The Spanish economy illustrates the worst of these excesses. In 2006 Spaniards constructed over 700,000 new homes – more than Germany, France and the United Kingdom combined could tally. That 2006 was also the midst of a housing boom in the United Kingdom should more than allude to the severity of this problem. Today more than 1 million Spanish housing units stand empty – more than the whole of the United States.

This common interest rate policy was heralded throughout the 2000s as allowing the periphery countries access to cheap credit markets. This would allow, in turn, for quick and easy development of infrastructure to enable their rise to power. If a housing bubble qualifies as a positive buildup of infrastructure, mission accomplished.

Next let us turn our attention to the common exchange rate imposed throughout the Eurozone as a consequence of the shared currency. During the convergence to the common currency throughout the 1990s the member states of the future Eurozone saw their respective currencies more or less equalize in value. In retrospect the situation was like two sides of the same coin. In Northern Europe, especially Germany (but also Netherlands, Austria and to a lesser extent, Belgium) the once powerful Deutschmark declined in value to meet the future euro’s shared value. In contrast, along the Eurozone’s periphery a sharp increase in currency values coincided with the eventual appearance of the euro. As the common currency replaced the individual member states’ currencies a single foreign exchange rate was imposed throughout the whole of the monetary union.

The consequences are all too painfully obvious today. Italians, Spaniards and Greeks – countries and people accustomed to less valuable currency units – were able to buy foreign goods at much lower prices than was possible just a short period earlier. A spending boom developed which saw the demand for imports grow at a fevered pitch.

At the same time the uncompetitiveness of producers in these countries against foreigners was becoming apparent. Indeed, as Bagus explains on page 43 of his book, unit labor costs of the PIIGS countries soared anywhere from 10 to 35 percent over the decade from 1999 to 2009. The consequence was a drastic decrease in exports coupled with an increasing demand for cheap imports. Severe trade imbalances developed, as savings from these periphery countries flooded overseas markets in exchange for cheap goods.

Not surprisingly, the situation was the opposite in the economically stronger Northern European countries. German unit labor costs declined about 10 percent from 1999 to 2009, largely because of its newly devalued currency shared with its Southern European neighbors. The large trade surplus that Germany enjoys today and which is largely viewed as a positive glimmer of light from the otherwise dismal continent is caused by the same phenomenon that plagues the peripheral countries: a shared currency with a shared foreign exchange rate, the value of which is the average of the implicit currencies of its component countries. Unfortunately, very few individual data points comprise an average. A consequence in the Eurozone is that no one country has a currency valued at a sustainable level.

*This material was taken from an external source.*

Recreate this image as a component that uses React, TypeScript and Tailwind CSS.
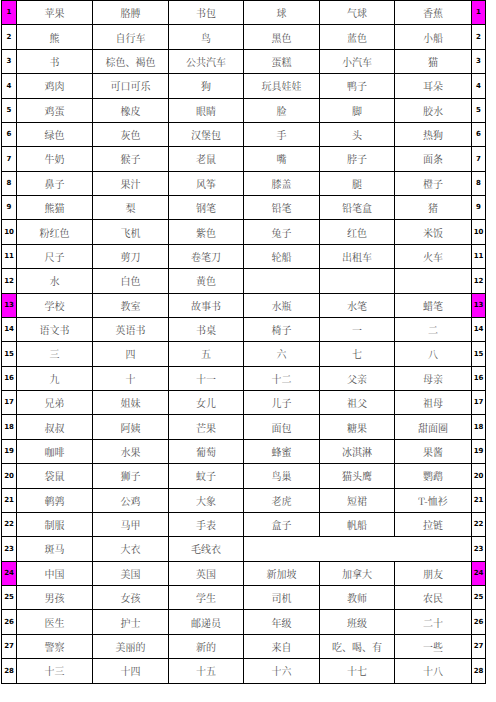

Europe’s unsustainable state of affairs did not come into existence from nothing. Nor is the current threat of “contagion” founded on any application of the real phenomenon. The same malady affects all Eurozone economies the same as every other one. More striking is that this disease has continued unnoticed for over a decade… until now.

The effects of the common currency are now apparent. While knowledge of how a car’s engine is of secondary importance when it is in good repair, as soon as it breaks down such knowledge is essential to make it roadworthy again. The Eurozone is an analogous case. Understanding how the euro functions, and how regional politics play a role in forming the common monetary policy is essential to understanding where the current recession came from and how we will get out of it.

Philipp Bagus’ new book “The Tragedy of the Euro” is essential reading to everyone who wants to gain a better understanding of both these points.